__Dataset excerpt__.
###

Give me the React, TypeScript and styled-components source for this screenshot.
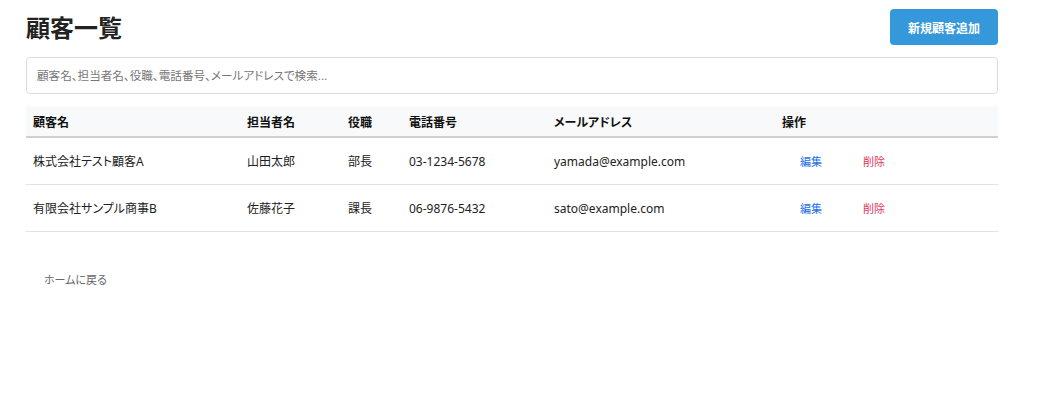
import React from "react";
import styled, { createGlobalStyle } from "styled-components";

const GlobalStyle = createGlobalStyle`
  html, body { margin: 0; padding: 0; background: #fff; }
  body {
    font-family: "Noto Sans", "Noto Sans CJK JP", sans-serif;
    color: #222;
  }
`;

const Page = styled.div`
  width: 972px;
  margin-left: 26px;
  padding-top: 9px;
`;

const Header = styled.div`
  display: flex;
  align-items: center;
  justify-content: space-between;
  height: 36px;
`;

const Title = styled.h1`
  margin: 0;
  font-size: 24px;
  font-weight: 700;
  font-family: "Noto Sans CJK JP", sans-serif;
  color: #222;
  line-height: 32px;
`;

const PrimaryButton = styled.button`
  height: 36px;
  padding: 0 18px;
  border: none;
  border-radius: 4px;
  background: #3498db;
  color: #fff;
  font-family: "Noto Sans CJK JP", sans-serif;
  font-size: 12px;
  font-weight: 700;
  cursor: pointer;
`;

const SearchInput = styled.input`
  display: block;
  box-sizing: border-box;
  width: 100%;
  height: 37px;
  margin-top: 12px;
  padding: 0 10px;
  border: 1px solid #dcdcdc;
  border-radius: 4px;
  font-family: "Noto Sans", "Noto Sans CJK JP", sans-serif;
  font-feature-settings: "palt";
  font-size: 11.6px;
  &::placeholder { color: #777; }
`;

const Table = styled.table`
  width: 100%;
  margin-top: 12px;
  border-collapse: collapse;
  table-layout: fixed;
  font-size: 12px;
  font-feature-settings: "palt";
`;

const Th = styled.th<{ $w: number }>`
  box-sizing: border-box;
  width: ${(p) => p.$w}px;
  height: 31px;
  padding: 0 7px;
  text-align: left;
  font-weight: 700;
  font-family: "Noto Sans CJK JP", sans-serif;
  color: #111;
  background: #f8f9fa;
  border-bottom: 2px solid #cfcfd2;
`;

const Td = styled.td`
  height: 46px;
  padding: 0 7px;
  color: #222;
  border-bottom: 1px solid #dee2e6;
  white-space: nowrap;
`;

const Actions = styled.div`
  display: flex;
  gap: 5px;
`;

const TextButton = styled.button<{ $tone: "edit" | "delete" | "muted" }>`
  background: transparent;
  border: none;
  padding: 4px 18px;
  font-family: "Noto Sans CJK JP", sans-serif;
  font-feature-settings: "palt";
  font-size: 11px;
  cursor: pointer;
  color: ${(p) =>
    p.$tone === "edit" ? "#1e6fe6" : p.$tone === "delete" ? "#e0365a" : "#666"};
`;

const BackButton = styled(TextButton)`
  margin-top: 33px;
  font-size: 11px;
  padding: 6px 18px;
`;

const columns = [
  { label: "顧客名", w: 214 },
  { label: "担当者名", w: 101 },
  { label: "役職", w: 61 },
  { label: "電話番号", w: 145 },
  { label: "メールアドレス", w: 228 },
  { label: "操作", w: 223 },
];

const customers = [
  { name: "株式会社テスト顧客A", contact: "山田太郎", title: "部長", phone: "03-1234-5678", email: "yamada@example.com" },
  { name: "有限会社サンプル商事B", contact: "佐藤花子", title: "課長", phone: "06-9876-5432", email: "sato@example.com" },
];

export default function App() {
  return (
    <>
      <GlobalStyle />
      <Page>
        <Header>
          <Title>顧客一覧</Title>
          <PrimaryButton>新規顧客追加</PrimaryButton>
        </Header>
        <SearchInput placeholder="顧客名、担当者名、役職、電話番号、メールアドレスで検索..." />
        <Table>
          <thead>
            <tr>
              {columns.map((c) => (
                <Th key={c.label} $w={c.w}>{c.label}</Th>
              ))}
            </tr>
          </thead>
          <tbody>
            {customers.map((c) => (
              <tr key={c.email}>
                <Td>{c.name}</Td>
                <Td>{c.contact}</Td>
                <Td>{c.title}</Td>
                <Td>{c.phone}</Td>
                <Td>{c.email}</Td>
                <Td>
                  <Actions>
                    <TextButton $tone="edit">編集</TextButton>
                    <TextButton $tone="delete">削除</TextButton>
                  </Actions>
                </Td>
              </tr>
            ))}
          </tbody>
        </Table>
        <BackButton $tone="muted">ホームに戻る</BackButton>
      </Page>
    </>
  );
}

###

__Exercise directions__. Pictures are excluded; copy all other data exactly as shown.

__Worked solution__.
Give me the React, TypeScript and styled-components source for this screenshot.
import React from "react";
import styled, { createGlobalStyle } from "styled-components";

const GlobalStyle = createGlobalStyle`
  html, body { margin: 0; padding: 0; background: #fff; }
  body {
    font-family: "Noto Sans", "Noto Sans CJK JP", sans-serif;
    color: #222;
  }
`;

const Page = styled.div`
  width: 972px;
  margin-left: 26px;
  padding-top: 9px;
`;

const Header = styled.div`
  display: flex;
  align-items: center;
  justify-content: space-between;
  height: 36px;
`;

const Title = styled.h1`
  margin: 0;
  font-size: 24px;
  font-weight: 700;
  font-family: "Noto Sans CJK JP", sans-serif;
  color: #222;
  line-height: 32px;
`;

const PrimaryButton = styled.button`
  height: 36px;
  padding: 0 18px;
  border: none;
  border-radius: 4px;
  background: #3498db;
  color: #fff;
  font-family: "Noto Sans CJK JP", sans-serif;
  font-size: 12px;
  font-weight: 700;
  cursor: pointer;
`;

const SearchInput = styled.input`
  display: block;
  box-sizing: border-box;
  width: 100%;
  height: 37px;
  margin-top: 12px;
  padding: 0 10px;
  border: 1px solid #dcdcdc;
  border-radius: 4px;
  font-family: "Noto Sans", "Noto Sans CJK JP", sans-serif;
  font-feature-settings: "palt";
  font-size: 11.6px;
  &::placeholder { color: #777; }
`;

const Table = styled.table`
  width: 100%;
  margin-top: 12px;
  border-collapse: collapse;
  table-layout: fixed;
  font-size: 12px;
  font-feature-settings: "palt";
`;

const Th = styled.th<{ $w: number }>`
  box-sizing: border-box;
  width: ${(p) => p.$w}px;
  height: 31px;
  padding: 0 7px;
  text-align: left;
  font-weight: 700;
  font-family: "Noto Sans CJK JP", sans-serif;
  color: #111;
  background: #f8f9fa;
  border-bottom: 2px solid #cfcfd2;
`;

const Td = styled.td`
  height: 46px;
  padding: 0 7px;
  color: #222;
  border-bottom: 1px solid #dee2e6;
  white-space: nowrap;
`;

const Actions = styled.div`
  display: flex;
  gap: 5px;
`;

const TextButton = styled.button<{ $tone: "edit" | "delete" | "muted" }>`
  background: transparent;
  border: none;
  padding: 4px 18px;
  font-family: "Noto Sans CJK JP", sans-serif;
  font-feature-settings: "palt";
  font-size: 11px;
  cursor: pointer;
  color: ${(p) =>
    p.$tone === "edit" ? "#1e6fe6" : p.$tone === "delete" ? "#e0365a" : "#666"};
`;

const BackButton = styled(TextButton)`
  margin-top: 33px;
  font-size: 11px;
  padding: 6px 18px;
`;

const columns = [
  { label: "顧客名", w: 214 },
  { label: "担当者名", w: 101 },
  { label: "役職", w: 61 },
  { label: "電話番号", w: 145 },
  { label: "メールアドレス", w: 228 },
  { label: "操作", w: 223 },
];

const customers = [
  { name: "株式会社テスト顧客A", contact: "山田太郎", title: "部長", phone: "03-1234-5678", email: "yamada@example.com" },
  { name: "有限会社サンプル商事B", contact: "佐藤花子", title: "課長", phone: "06-9876-5432", email: "sato@example.com" },
];

export default function App() {
  return (
    <>
      <GlobalStyle />
      <Page>
        <Header>
          <Title>顧客一覧</Title>
          <PrimaryButton>新規顧客追加</PrimaryButton>
        </Header>
        <SearchInput placeholder="顧客名、担当者名、役職、電話番号、メールアドレスで検索..." />
        <Table>
          <thead>
            <tr>
              {columns.map((c) => (
                <Th key={c.label} $w={c.w}>{c.label}</Th>
              ))}
            </tr>
          </thead>
          <tbody>
            {customers.map((c) => (
              <tr key={c.email}>
                <Td>{c.name}</Td>
                <Td>{c.contact}</Td>
                <Td>{c.title}</Td>
                <Td>{c.phone}</Td>
                <Td>{c.email}</Td>
                <Td>
                  <Actions>
                    <TextButton $tone="edit">編集</TextButton>
                    <TextButton $tone="delete">削除</TextButton>
                  </Actions>
                </Td>
              </tr>
            ))}
          </tbody>
        </Table>
        <BackButton $tone="muted">ホームに戻る</BackButton>
      </Page>
    </>
  );
}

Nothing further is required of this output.